In my work, I see these little acts of fighting the future every day. Seen in isolation, through the lens of the income statement, these acts are understandable—even clever. But the accumulation of these acts, seen through the lens of the balance sheet, can destroy a company.
First, employees catch on quickly. They begin to understand that their main mission is to protect incumbency economics, not continue the insurgency of their forgotten founders. They see too many examples in which the company doesn’t do the right thing for customers, communities or the employees themselves
Second, customers find out. They are loyal to brands and have often grown up with the incumbent. But the insurgents keep knocking on their door, with new and wonderful offers at better prices or better quality.
Third, insurgents find out. They bring the battle closer, convinced you will stay behind your moat. By not responding aggressively to their early hit-and-run tactics, you allow them to grow and to become bolder. You’ve enabled “the barbarians at the gate.”
I have no scientific proof of this, but I think there’s a 20% test. Incumbents inevitably spend 20% of their time fighting the future in some way: refusing to respond to a price war, trying to ignore an innovation from an insurgent competitor, convincing themselves that a local government’s punitive environmental legislation won’t pass and so on. Incumbents must make decisions every day about whether or not to respond to the latest widget, gizmo and disruption in the marketplace.
And that’s OK. You can’t run a business if you change your propositions hourly or panic with each piece of proposed legislation. But if more than 20% of your management time is spent fighting the future, I think you’re in trouble. You’re losing the loyalty of employees, customers and business partners, and you are emboldening insurgents. Here’s a simple set of questions to ask yourself:
- Do we continue to offer the best propositions to our core customers, relative to new insurgents? Against these insurgents, by segment, are we demonstrably the price-for- quality leader?

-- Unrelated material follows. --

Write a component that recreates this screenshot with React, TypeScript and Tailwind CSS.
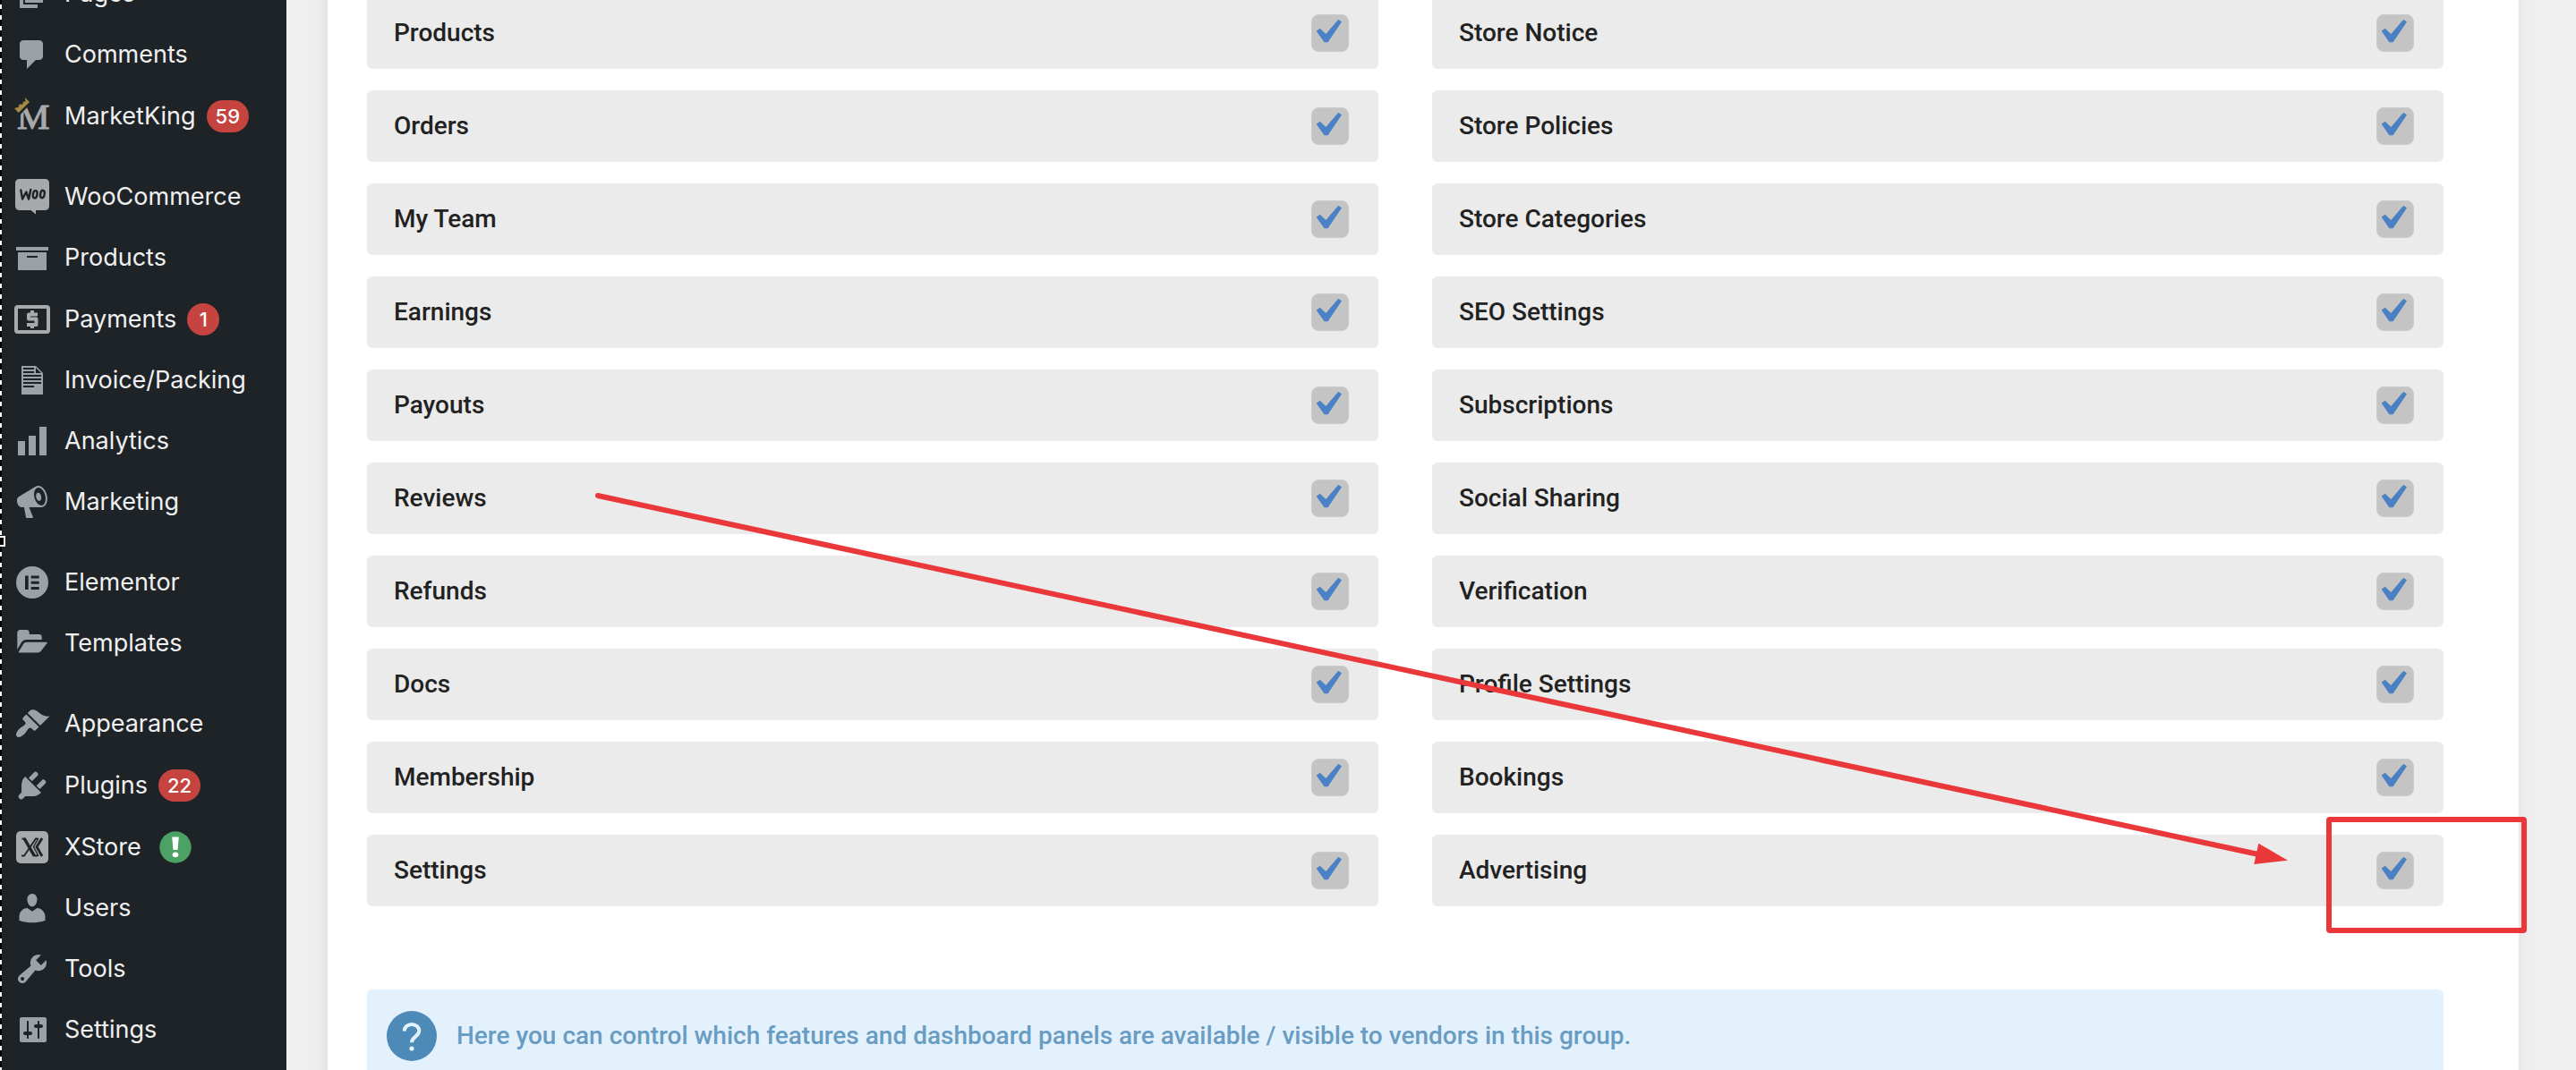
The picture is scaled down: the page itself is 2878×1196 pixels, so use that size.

- Do our employees believe we will continually do right by our customers? One acid test: If employees discover that competitors are offering better propositions to our customers, are they empowered to respond aggressively?
- Are we the cost leader? If not, why not? Are we higher costs to other incumbents in our industry? If so, why? Are we higher costs to new entrants? If so, why?
- Are we gaining share in growth areas of the market? Are our channels of distribution still the preferred channels? Are our customer segments growing relative to the market as a whole? Are the geographic markets in which we compete the fastest-growing markets? In other words, if we took no more share starting tomorrow, would the market still move toward us, or away from us?
- Are we responding faster and better to the main disruptions in our industry? Are we leading the change, or are insurgents? Are we constantly monitoring the innovations we see at the edges of our industry and adopting them, or improving upon them?
The 20% rule would suggest that if you are an incumbent, you could probably get away with a “no” answer to one of these questions. Equally, it would suggest you need to be responding “yes” to the rest. If you are an insurgent, a nice competitive target is an incumbent that isn’t passing this test. It might be ripe for the taking.